_Supplied information_:
▬▬▬▬▬▬

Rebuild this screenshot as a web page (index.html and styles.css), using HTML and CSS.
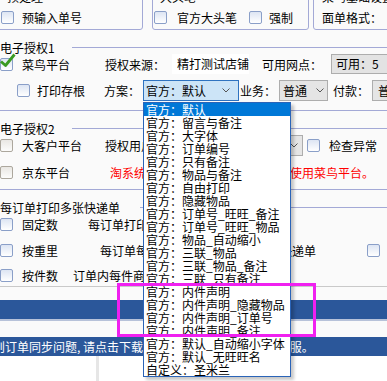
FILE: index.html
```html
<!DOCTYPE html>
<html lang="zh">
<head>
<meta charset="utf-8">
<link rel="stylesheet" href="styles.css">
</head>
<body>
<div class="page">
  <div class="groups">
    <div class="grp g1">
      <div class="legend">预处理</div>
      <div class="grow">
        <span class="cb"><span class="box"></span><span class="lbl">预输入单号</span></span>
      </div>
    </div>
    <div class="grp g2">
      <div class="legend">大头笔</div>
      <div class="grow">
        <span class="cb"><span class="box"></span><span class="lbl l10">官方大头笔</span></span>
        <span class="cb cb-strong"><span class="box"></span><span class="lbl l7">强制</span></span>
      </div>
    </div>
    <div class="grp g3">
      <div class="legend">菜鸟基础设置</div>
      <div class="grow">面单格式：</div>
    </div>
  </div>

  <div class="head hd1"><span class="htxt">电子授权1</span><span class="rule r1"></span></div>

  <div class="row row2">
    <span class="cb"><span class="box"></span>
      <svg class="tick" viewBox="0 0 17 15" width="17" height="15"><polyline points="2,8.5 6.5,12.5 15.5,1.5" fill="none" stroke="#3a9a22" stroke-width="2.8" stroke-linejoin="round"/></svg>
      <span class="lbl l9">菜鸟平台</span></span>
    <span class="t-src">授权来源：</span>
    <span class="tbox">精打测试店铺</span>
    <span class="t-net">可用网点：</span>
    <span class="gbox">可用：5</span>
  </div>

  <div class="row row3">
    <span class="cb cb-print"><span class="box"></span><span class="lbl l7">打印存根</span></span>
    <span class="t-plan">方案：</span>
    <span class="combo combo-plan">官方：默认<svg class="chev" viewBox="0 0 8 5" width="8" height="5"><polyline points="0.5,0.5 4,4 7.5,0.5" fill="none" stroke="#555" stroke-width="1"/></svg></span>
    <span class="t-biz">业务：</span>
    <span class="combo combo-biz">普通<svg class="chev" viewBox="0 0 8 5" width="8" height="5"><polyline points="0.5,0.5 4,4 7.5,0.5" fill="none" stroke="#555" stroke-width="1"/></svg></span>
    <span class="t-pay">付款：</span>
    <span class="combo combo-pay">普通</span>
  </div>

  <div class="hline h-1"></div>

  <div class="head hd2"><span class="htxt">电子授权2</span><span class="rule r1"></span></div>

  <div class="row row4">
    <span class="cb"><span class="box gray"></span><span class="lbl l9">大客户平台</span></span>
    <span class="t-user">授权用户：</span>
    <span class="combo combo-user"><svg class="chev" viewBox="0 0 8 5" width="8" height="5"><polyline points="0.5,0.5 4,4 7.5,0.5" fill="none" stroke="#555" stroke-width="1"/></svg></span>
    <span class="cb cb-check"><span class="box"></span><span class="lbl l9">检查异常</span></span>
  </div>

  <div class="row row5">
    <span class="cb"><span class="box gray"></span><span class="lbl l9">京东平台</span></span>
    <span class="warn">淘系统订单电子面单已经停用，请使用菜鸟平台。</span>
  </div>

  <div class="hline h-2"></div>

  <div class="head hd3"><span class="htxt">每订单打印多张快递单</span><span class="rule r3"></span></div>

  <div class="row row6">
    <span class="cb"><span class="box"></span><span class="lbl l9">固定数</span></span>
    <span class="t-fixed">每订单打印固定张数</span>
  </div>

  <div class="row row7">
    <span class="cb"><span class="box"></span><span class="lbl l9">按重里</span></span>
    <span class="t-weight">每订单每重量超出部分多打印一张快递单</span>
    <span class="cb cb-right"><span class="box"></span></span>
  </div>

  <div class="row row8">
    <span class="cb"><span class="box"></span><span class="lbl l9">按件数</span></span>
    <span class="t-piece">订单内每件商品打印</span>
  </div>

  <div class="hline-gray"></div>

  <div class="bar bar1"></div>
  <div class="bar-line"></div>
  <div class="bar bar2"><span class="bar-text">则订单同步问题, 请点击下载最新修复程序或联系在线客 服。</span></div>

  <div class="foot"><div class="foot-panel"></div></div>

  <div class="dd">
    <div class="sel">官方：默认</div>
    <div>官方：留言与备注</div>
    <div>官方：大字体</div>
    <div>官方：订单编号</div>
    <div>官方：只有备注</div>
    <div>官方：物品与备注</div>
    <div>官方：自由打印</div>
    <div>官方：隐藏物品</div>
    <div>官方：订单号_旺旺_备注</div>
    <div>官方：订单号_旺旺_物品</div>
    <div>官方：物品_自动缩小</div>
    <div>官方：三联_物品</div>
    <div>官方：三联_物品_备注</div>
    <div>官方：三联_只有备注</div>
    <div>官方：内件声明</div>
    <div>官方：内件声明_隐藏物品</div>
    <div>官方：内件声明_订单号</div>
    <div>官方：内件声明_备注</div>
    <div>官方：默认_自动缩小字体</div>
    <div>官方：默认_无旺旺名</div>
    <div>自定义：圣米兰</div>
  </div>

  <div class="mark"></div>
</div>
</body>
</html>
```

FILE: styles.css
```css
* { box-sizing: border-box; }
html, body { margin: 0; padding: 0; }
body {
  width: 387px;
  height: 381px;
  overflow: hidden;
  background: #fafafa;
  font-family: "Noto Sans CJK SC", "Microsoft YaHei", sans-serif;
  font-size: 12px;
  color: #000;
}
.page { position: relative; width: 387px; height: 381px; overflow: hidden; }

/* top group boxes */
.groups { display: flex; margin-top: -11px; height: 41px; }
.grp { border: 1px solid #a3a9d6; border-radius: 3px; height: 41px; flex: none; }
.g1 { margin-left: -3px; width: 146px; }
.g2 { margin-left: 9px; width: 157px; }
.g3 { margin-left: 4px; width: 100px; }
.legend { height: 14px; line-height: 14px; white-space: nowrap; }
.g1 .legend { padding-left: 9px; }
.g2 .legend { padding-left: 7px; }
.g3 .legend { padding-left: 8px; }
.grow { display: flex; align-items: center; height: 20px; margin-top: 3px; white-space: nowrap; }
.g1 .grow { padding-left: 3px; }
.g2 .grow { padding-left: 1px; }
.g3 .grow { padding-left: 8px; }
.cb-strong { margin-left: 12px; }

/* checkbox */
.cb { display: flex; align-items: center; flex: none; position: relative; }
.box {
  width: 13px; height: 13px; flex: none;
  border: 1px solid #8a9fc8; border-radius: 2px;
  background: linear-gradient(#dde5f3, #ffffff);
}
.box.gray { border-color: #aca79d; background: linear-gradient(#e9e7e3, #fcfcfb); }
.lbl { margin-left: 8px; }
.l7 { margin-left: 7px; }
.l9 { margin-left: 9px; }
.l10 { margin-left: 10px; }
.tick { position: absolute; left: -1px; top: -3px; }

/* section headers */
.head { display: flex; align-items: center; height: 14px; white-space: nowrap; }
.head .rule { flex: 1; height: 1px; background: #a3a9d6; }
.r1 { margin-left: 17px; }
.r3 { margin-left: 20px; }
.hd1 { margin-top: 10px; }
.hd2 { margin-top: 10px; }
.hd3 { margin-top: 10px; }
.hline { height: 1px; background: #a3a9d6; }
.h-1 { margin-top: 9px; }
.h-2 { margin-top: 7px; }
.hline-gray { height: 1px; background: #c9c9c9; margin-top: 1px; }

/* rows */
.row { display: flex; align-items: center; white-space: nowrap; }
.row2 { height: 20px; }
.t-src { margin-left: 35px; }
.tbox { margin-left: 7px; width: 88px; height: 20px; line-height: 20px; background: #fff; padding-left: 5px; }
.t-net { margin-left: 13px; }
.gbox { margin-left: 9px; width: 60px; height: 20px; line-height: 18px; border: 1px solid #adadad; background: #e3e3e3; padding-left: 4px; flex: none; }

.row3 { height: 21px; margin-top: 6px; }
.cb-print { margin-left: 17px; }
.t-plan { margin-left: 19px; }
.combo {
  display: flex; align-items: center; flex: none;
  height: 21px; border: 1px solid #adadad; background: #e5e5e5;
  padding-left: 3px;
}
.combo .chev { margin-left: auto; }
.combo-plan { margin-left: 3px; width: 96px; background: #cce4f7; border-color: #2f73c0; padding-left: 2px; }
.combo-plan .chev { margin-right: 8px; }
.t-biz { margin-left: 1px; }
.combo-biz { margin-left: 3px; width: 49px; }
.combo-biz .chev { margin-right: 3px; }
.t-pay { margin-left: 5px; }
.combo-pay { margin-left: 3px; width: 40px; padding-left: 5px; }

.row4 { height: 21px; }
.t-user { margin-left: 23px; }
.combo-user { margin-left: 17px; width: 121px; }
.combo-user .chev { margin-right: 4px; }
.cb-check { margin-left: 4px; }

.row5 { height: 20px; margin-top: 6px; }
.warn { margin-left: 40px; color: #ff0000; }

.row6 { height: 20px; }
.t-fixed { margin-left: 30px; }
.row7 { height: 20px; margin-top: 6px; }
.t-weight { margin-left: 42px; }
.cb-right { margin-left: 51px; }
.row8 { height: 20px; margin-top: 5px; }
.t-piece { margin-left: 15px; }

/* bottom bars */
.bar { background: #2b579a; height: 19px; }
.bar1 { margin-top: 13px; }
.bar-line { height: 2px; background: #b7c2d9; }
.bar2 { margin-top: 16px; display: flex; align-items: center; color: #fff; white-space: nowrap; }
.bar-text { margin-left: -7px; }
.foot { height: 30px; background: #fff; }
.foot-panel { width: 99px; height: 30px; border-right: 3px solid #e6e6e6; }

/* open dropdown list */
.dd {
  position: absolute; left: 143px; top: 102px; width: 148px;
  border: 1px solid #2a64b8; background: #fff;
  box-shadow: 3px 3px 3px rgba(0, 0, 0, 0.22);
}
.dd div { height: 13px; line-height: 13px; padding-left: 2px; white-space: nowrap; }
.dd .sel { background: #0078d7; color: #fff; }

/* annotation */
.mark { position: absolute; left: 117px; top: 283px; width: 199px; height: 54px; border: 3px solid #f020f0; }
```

▬▬▬▬▬▬

_What the task asks_: Count every line bearing the word "index"; report the total only.

_Problem solution_: 2